■ Front-end source files:
========================

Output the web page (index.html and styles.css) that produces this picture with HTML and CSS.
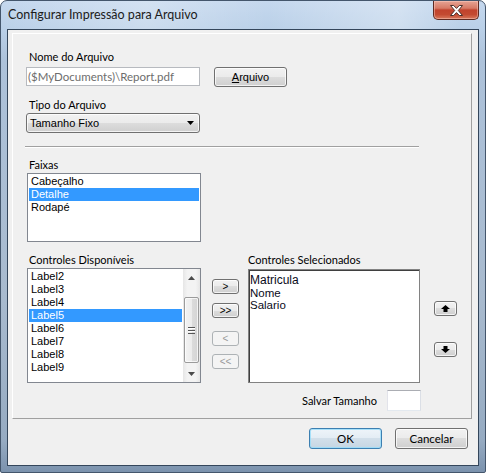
FILE: index.html
```html
<!DOCTYPE html>
<html lang="pt">
<head>
<meta charset="utf-8">
<title>Configurar Impressão para Arquivo</title>
<link rel="stylesheet" href="styles.css">
</head>
<body>
<div class="window">
  <div class="titlebar">
    <span class="title">Configurar Impressão para Arquivo</span>
    <div class="close-btn">
      <svg width="13" height="11" viewBox="0 0 13 11"><polygon points="0.5,0.5 3.7,0.5 6.5,3.4 9.3,0.5 12.5,0.5 8.3,5.5 12.5,10.5 9.3,10.5 6.5,7.6 3.7,10.5 0.5,10.5 4.7,5.5" fill="#fff" stroke="#4a302b" stroke-width="1" stroke-linejoin="round"/></svg>
    </div>
  </div>
  <div class="client">
    <div class="panel">
      <div class="lbl">Nome do Arquivo</div>
      <div class="file-row">
        <div class="textbox disabled">($MyDocuments)\Report.pdf</div>
        <button class="btn file-btn"><u>A</u>rquivo</button>
      </div>
      <div class="lbl tipo-lbl">Tipo do Arquivo</div>
      <div class="combo">
        <span>Tamanho Fixo</span>
        <svg width="7" height="4" viewBox="0 0 7 4"><polygon points="0,0 7,0 3.5,4" fill="#000"/></svg>
      </div>
      <div class="sep"></div>
      <div class="lbl faixas-lbl">Faixas</div>
      <div class="listbox faixas">
        <div class="item">Cabeçalho</div>
        <div class="item sel">Detalhe</div>
        <div class="item">Rodapé</div>
      </div>
      <div class="controls">
        <div class="lbl avail-lbl">Controles Disponíveis</div>
        <div></div>
        <div class="lbl chosen-lbl">Controles Selecionados</div>
        <div></div>

        <div class="listbox avail">
          <div class="items">
            <div class="item">Label2</div>
            <div class="item">Label3</div>
            <div class="item">Label4</div>
            <div class="item sel">Label5</div>
            <div class="item">Label6</div>
            <div class="item">Label7</div>
            <div class="item">Label8</div>
            <div class="item">Label9</div>
          </div>
          <div class="vscroll">
            <div class="sb-btn"><svg width="7" height="4" viewBox="0 0 7 4"><polygon points="0,4 7,4 3.5,0" fill="#4a4a4a"/></svg></div>
            <div class="sb-track">
              <div class="sb-thumb">
                <svg width="7" height="7" viewBox="0 0 7 7"><rect x="0" y="0" width="7" height="1" fill="#555"/><rect x="0" y="3" width="7" height="1" fill="#555"/><rect x="0" y="6" width="7" height="1" fill="#555"/><rect x="0" y="1" width="7" height="1" fill="#fff"/><rect x="0" y="4" width="7" height="1" fill="#fff"/></svg>
              </div>
            </div>
            <div class="sb-btn"><svg width="7" height="4" viewBox="0 0 7 4"><polygon points="0,0 7,0 3.5,4" fill="#4a4a4a"/></svg></div>
          </div>
        </div>

        <div class="move-btns">
          <button class="btn small b1">&gt;</button>
          <button class="btn small b2">&gt;&gt;</button>
          <button class="btn small b3" disabled>&lt;</button>
          <button class="btn small b4" disabled>&lt;&lt;</button>
        </div>

        <div class="listbox chosen">
          <div class="item big">Matricula</div>
          <div class="item plain">Nome</div>
          <div class="item plain">Salario</div>
        </div>

        <div class="order-btns">
          <button class="btn updown"><svg width="9" height="7" viewBox="0 0 9 7"><path d="M4.5 0 L9 4 L6.5 4 L6.5 7 L2.5 7 L2.5 4 L0 4 Z" fill="#000"/></svg></button>
          <button class="btn updown down"><svg width="9" height="7" viewBox="0 0 9 7"><path d="M2.5 0 L6.5 0 L6.5 3 L9 3 L4.5 7 L0 3 L2.5 3 Z" fill="#000"/></svg></button>
        </div>

        <div class="save-row">
          <span class="save-lbl">Salvar Tamanho</span>
          <div class="textbox size-box"></div>
        </div>
      </div>
    </div>
    <div class="footer">
      <button class="btn dlg default">OK</button>
      <button class="btn dlg">Cancelar</button>
    </div>
  </div>
</div>
</body>
</html>
```
FILE: styles.css
```css
html, body {
  margin: 0;
  padding: 0;
  background: #ffffff;
}

.window {
  width: 486px;
  height: 473px;
  box-sizing: border-box;
  border: 1px solid #44566c;
  border-radius: 7px 7px 2px 2px;
  padding: 0 6px 6px 6px;
  display: flex;
  flex-direction: column;
  overflow: hidden;
  background:
    linear-gradient(90deg, rgba(255,255,255,0) 0, rgba(255,255,255,0.25) 30%, rgba(255,255,255,0) 55%, rgba(255,255,255,0.3) 82%, rgba(255,255,255,0) 95%) top / 100% 30px no-repeat,
    linear-gradient(180deg, #c5d8ee 0, #bad0e8 28px, #adc2da 60px, #a8bace 300px, #96abc2 440px, #7b92ad 100%);
}

.titlebar {
  height: 28px;
  display: flex;
  justify-content: space-between;
  align-items: flex-start;
}

.title {
  font-family: Lato, "Open Sans", sans-serif;
  font-size: 12.5px;
  line-height: 15px;
  color: #1b1b1b;
  padding: 6px 0 0 1px;
  white-space: nowrap;
}

.close-btn {
  width: 46px;
  height: 19px;
  box-sizing: border-box;
  border: 1px solid #5f2a22;
  border-top: none;
  border-radius: 0 0 5px 5px;
  background: linear-gradient(180deg, #e6a394 0, #d77a66 40%, #c1432d 50%, #c34a31 75%, #d8795d 100%);
  box-shadow: inset 0 0 0 1px rgba(255, 210, 200, 0.45);
  display: flex;
  align-items: center;
  justify-content: center;
}

.close-btn svg {
  display: block;
}

.client {
  flex: 1;
  border: 1px solid #34465b;
  background: #f0f0f0;
  display: flex;
  flex-direction: column;
}

.panel {
  margin: 3px 6px 0 4px;
  border: 1px solid;
  border-color: #ffffff #a0a0a0 #a0a0a0 #ffffff;
  padding: 15px 0 7px 13px;
}

.lbl {
  font-family: Lato, "Open Sans", sans-serif;
  font-size: 11px;
  line-height: 15px;
  color: #000;
  padding-left: 3px;
  white-space: nowrap;
}

.file-row {
  display: flex;
  align-items: flex-start;
  gap: 14px;
  margin-top: 3px;
}

.textbox {
  box-sizing: border-box;
  background: #ffffff;
  border: 1px solid;
  border-color: #abadb3 #dbdfe6 #e3e9ef #e2e3ea;
}

.textbox.disabled {
  width: 174px;
  height: 19px;
  border-color: #b7babf;
  color: #6d6d6d;
  font-family: Lato, "Open Sans", sans-serif;
  font-size: 11.5px;
  line-height: 17px;
  padding-left: 1px;
  white-space: nowrap;
}

.btn {
  box-sizing: border-box;
  border: 1px solid #707070;
  border-radius: 3px;
  background: linear-gradient(180deg, #f2f2f2 0, #ebebeb 50%, #dddddd 50%, #cfcfcf 100%);
  box-shadow: inset 0 0 0 1px rgba(255, 255, 255, 0.75);
  font-family: "Liberation Sans", Arial, sans-serif;
  font-size: 11px;
  color: #000;
  padding: 0;
  margin: 0;
  display: flex;
  align-items: center;
  justify-content: center;
}

.btn:disabled {
  border-color: #adb2b5;
  background: #f4f4f4;
  box-shadow: none;
  color: #9a9a9a;
}

.file-btn {
  width: 73px;
  height: 20px;
}

.tipo-lbl {
  margin-top: 10px;
}

.combo {
  margin-top: 1px;
  width: 174px;
  height: 20px;
  box-sizing: border-box;
  border: 1px solid #707070;
  border-radius: 3px;
  background: linear-gradient(180deg, #f2f2f2 0, #ebebeb 50%, #dddddd 50%, #cfcfcf 100%);
  box-shadow: inset 0 0 0 1px rgba(255, 255, 255, 0.75);
  display: flex;
  align-items: center;
  justify-content: space-between;
  padding: 0 5px 0 3px;
  font-family: "Liberation Sans", Arial, sans-serif;
  font-size: 11px;
  color: #000;
}

.combo svg {
  display: block;
}

.sep {
  margin: 13px 0 0 -1px;
  width: 394px;
  border-top: 1px solid #a0a0a0;
  border-bottom: 1px solid #ffffff;
}

.faixas-lbl {
  margin-top: 9px;
}

.listbox {
  box-sizing: border-box;
  background: #ffffff;
  border: 1px solid #828790;
}

.faixas {
  margin: 1px 0 0 1px;
  width: 174px;
  height: 69px;
  padding: 1px;
}

.item {
  font-family: "Liberation Sans", Arial, sans-serif;
  font-size: 11px;
  line-height: 13px;
  height: 13px;
  padding-left: 2px;
  color: #000;
  white-space: nowrap;
}

.item.sel {
  background: #3399ff;
  color: #ffffff;
}

.controls {
  margin: 10px 0 0 1px;
  display: grid;
  grid-template-columns: 185px 36px 186px 23px;
  grid-template-rows: auto auto auto;
  align-items: start;
}

.avail-lbl {
  padding-left: 2px;
  margin-bottom: 1px;
}

.chosen-lbl {
  padding-left: 0;
}

.avail {
  width: 174px;
  height: 115px;
  display: flex;
}

.avail .items {
  flex: 1;
  padding: 1px;
}

.vscroll {
  width: 17px;
  display: flex;
  flex-direction: column;
  background: linear-gradient(90deg, #e6e6e6 0, #f3f3f3 25%, #f3f3f3 75%, #e6e6e6 100%);
}

.sb-btn {
  height: 17px;
  display: flex;
  align-items: center;
  justify-content: center;
}

.sb-btn svg {
  display: block;
}

.sb-track {
  flex: 1;
}

.sb-thumb {
  margin: 11px 1px 0 1px;
  height: 66px;
  box-sizing: border-box;
  border: 1px solid #9b9b9b;
  border-radius: 2px;
  background: linear-gradient(90deg, #f3f3f3 0, #ececec 50%, #dcdcdc 50%, #d4d4d4 100%);
  box-shadow: inset 0 0 0 1px rgba(255, 255, 255, 0.7);
  display: flex;
  align-items: center;
  justify-content: center;
}

.sb-thumb svg {
  display: block;
}

.move-btns {
  display: flex;
  flex-direction: column;
  padding-top: 11px;
}

.btn.small {
  width: 27px;
  height: 15px;
  font-size: 10px;
  line-height: 13px;
}

.b2 {
  margin-top: 9px;
}

.b3 {
  margin-top: 13px;
}

.b4 {
  margin-top: 8px;
}

.chosen {
  margin-top: 1px;
  width: 172px;
  height: 114px;
  border-color: #828282;
  box-shadow: inset 1px 1px 0 #3f3f3f;
  padding: 3px 1px 0 1px;
}

.chosen .item {
  padding-left: 0;
  color: #0a0a1a;
}

.chosen .item.big {
  font-size: 12px;
  line-height: 14px;
  height: 14px;
}

.chosen .item.plain {
  font-size: 11.5px;
  line-height: 12px;
  height: 12px;
}

.order-btns {
  display: flex;
  flex-direction: column;
  padding-top: 33px;
}

.btn.updown {
  width: 23px;
  height: 15px;
}

.btn.updown svg {
  display: block;
}

.btn.updown.down {
  margin-top: 26px;
}

.save-row {
  grid-column: 3;
  justify-self: end;
  margin: 7px 13px 0 0;
  display: flex;
  align-items: center;
  gap: 10px;
}

.save-lbl {
  font-family: Lato, "Open Sans", sans-serif;
  font-size: 11px;
  color: #000;
  white-space: nowrap;
}

.size-box {
  width: 34px;
  height: 21px;
}

.footer {
  display: flex;
  justify-content: flex-end;
  gap: 13px;
  padding: 9px 10px 0 0;
}

.btn.dlg {
  width: 73px;
  height: 21px;
  font-family: Lato, "Open Sans", sans-serif;
  font-size: 11.5px;
}

.btn.default {
  border-color: #3c7fb1;
  background: linear-gradient(180deg, #eef4f9 0, #e3ecf4 50%, #d2dfea 50%, #c6d6e3 100%);
  box-shadow: inset 0 0 0 1px rgba(150, 220, 250, 0.8);
}
```
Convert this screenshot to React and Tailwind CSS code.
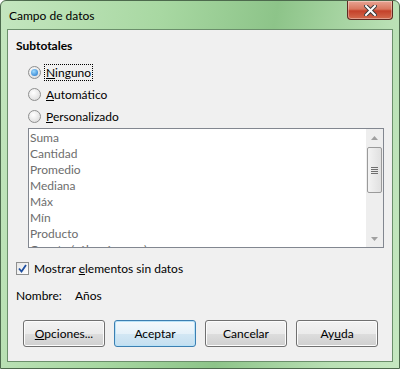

========================

■ Job: Copy each line of the data above that holds "this".

■ Reply:
Output the web page (index.html and styles.css) that produces this picture with HTML and CSS.
Convert this screenshot to React and Tailwind CSS code.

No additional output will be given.